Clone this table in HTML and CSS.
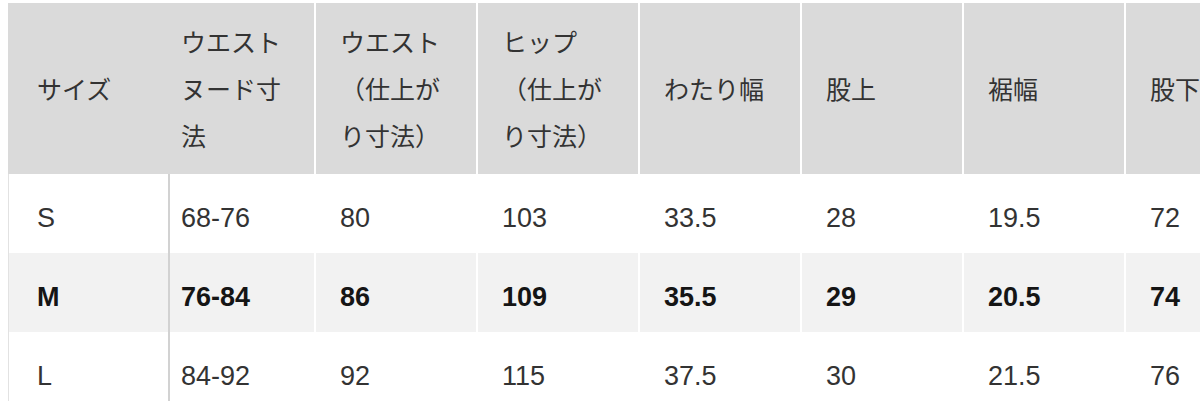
FILE: index.html
```html
<!DOCTYPE html>
<html lang="ja">
<head>
<meta charset="utf-8">
<title>サイズ表</title>
<link rel="stylesheet" href="styles.css">
</head>
<body>
<div class="table-wrap">
  <table class="size-table">
    <thead>
      <tr>
        <th class="col-size">サイズ</th>
        <th class="col-nude">ウエストヌード寸法</th>
        <th class="col-std">ウエスト（仕上がり寸法）</th>
        <th class="col-std">ヒップ（仕上がり寸法）</th>
        <th class="col-std">わたり幅</th>
        <th class="col-std">股上</th>
        <th class="col-std">裾幅</th>
        <th class="col-std">股下</th>
      </tr>
    </thead>
    <tbody>
      <tr>
        <td class="col-size">S</td>
        <td class="col-nude">68-76</td>
        <td>80</td>
        <td>103</td>
        <td>33.5</td>
        <td>28</td>
        <td>19.5</td>
        <td>72</td>
      </tr>
      <tr class="row-highlight">
        <td class="col-size">M</td>
        <td class="col-nude">76-84</td>
        <td>86</td>
        <td>109</td>
        <td>35.5</td>
        <td>29</td>
        <td>20.5</td>
        <td>74</td>
      </tr>
      <tr>
        <td class="col-size">L</td>
        <td class="col-nude">84-92</td>
        <td>92</td>
        <td>115</td>
        <td>37.5</td>
        <td>30</td>
        <td>21.5</td>
        <td>76</td>
      </tr>
    </tbody>
  </table>
</div>
</body>
</html>
```

FILE: styles.css
```css
html, body {
  margin: 0;
  padding: 0;
  background: #ffffff;
  overflow: hidden;
}

body {
  font-family: "Liberation Sans", "Noto Sans CJK JP", sans-serif;
  color: #333333;
}

.table-wrap {
  padding: 3px 0 0 8px;
  width: 1192px;
  overflow: hidden;
}

.size-table {
  border-collapse: separate;
  border-spacing: 0;
  table-layout: fixed;
  width: 1280px;
}

.size-table th,
.size-table td {
  box-sizing: border-box;
  text-align: left;
  vertical-align: middle;
  border-right: 2px solid #ffffff;
  padding-left: 24px;
  padding-right: 34px;
  width: 162px;
}

.size-table thead th {
  background: #dadada;
  font-family: "Noto Sans CJK JP", sans-serif;
  font-size: 25px;
  font-weight: 400;
  line-height: 47px;
  color: #333333;
  padding-top: 15px;
  padding-bottom: 15px;
  height: 171px;
}

.size-table tbody td {
  font-size: 27px;
  line-height: 31px;
  padding-top: 29px;
  padding-bottom: 19px;
  height: 79px;
  color: #333333;
}

.size-table .col-size {
  width: 162px;
  padding-left: 28px;
  border-left: 1px solid #dadada;
}

.size-table thead .col-size {
  border-right-color: #dadada;
}

.size-table tbody .col-size {
  border-left: 1px solid #e2e2e2;
  border-right: 2px solid #d2d2d2;
}

.size-table .col-nude {
  width: 146px;
  padding-left: 11px;
  padding-right: 30px;
}

.size-table .row-highlight td {
  background: #f2f2f2;
  font-weight: 700;
  color: #151515;
}
```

● **Directive**:
Using the data above, write out every line exactly, leaving the images behind.

● **Solution to the exercise**:
Clone this table in HTML and CSS.
FILE: index.html
```html
<!DOCTYPE html>
<html lang="ja">
<head>
<meta charset="utf-8">
<title>サイズ表</title>
<link rel="stylesheet" href="styles.css">
</head>
<body>
<div class="table-wrap">
  <table class="size-table">
    <thead>
      <tr>
        <th class="col-size">サイズ</th>
        <th class="col-nude">ウエストヌード寸法</th>
        <th class="col-std">ウエスト（仕上がり寸法）</th>
        <th class="col-std">ヒップ（仕上がり寸法）</th>
        <th class="col-std">わたり幅</th>
        <th class="col-std">股上</th>
        <th class="col-std">裾幅</th>
        <th class="col-std">股下</th>
      </tr>
    </thead>
    <tbody>
      <tr>
        <td class="col-size">S</td>
        <td class="col-nude">68-76</td>
        <td>80</td>
        <td>103</td>
        <td>33.5</td>
        <td>28</td>
        <td>19.5</td>
        <td>72</td>
      </tr>
      <tr class="row-highlight">
        <td class="col-size">M</td>
        <td class="col-nude">76-84</td>
        <td>86</td>
        <td>109</td>
        <td>35.5</td>
        <td>29</td>
        <td>20.5</td>
        <td>74</td>
      </tr>
      <tr>
        <td class="col-size">L</td>
        <td class="col-nude">84-92</td>
        <td>92</td>
        <td>115</td>
        <td>37.5</td>
        <td>30</td>
        <td>21.5</td>
        <td>76</td>
      </tr>
    </tbody>
  </table>
</div>
</body>
</html>
```

FILE: styles.css
```css
html, body {
  margin: 0;
  padding: 0;
  background: #ffffff;
  overflow: hidden;
}

body {
  font-family: "Liberation Sans", "Noto Sans CJK JP", sans-serif;
  color: #333333;
}

.table-wrap {
  padding: 3px 0 0 8px;
  width: 1192px;
  overflow: hidden;
}

.size-table {
  border-collapse: separate;
  border-spacing: 0;
  table-layout: fixed;
  width: 1280px;
}

.size-table th,
.size-table td {
  box-sizing: border-box;
  text-align: left;
  vertical-align: middle;
  border-right: 2px solid #ffffff;
  padding-left: 24px;
  padding-right: 34px;
  width: 162px;
}

.size-table thead th {
  background: #dadada;
  font-family: "Noto Sans CJK JP", sans-serif;
  font-size: 25px;
  font-weight: 400;
  line-height: 47px;
  color: #333333;
  padding-top: 15px;
  padding-bottom: 15px;
  height: 171px;
}

.size-table tbody td {
  font-size: 27px;
  line-height: 31px;
  padding-top: 29px;
  padding-bottom: 19px;
  height: 79px;
  color: #333333;
}

.size-table .col-size {
  width: 162px;
  padding-left: 28px;
  border-left: 1px solid #dadada;
}

.size-table thead .col-size {
  border-right-color: #dadada;
}

.size-table tbody .col-size {
  border-left: 1px solid #e2e2e2;
  border-right: 2px solid #d2d2d2;
}

.size-table .col-nude {
  width: 146px;
  padding-left: 11px;
  padding-right: 30px;
}

.size-table .row-highlight td {
  background: #f2f2f2;
  font-weight: 700;
  color: #151515;
}
```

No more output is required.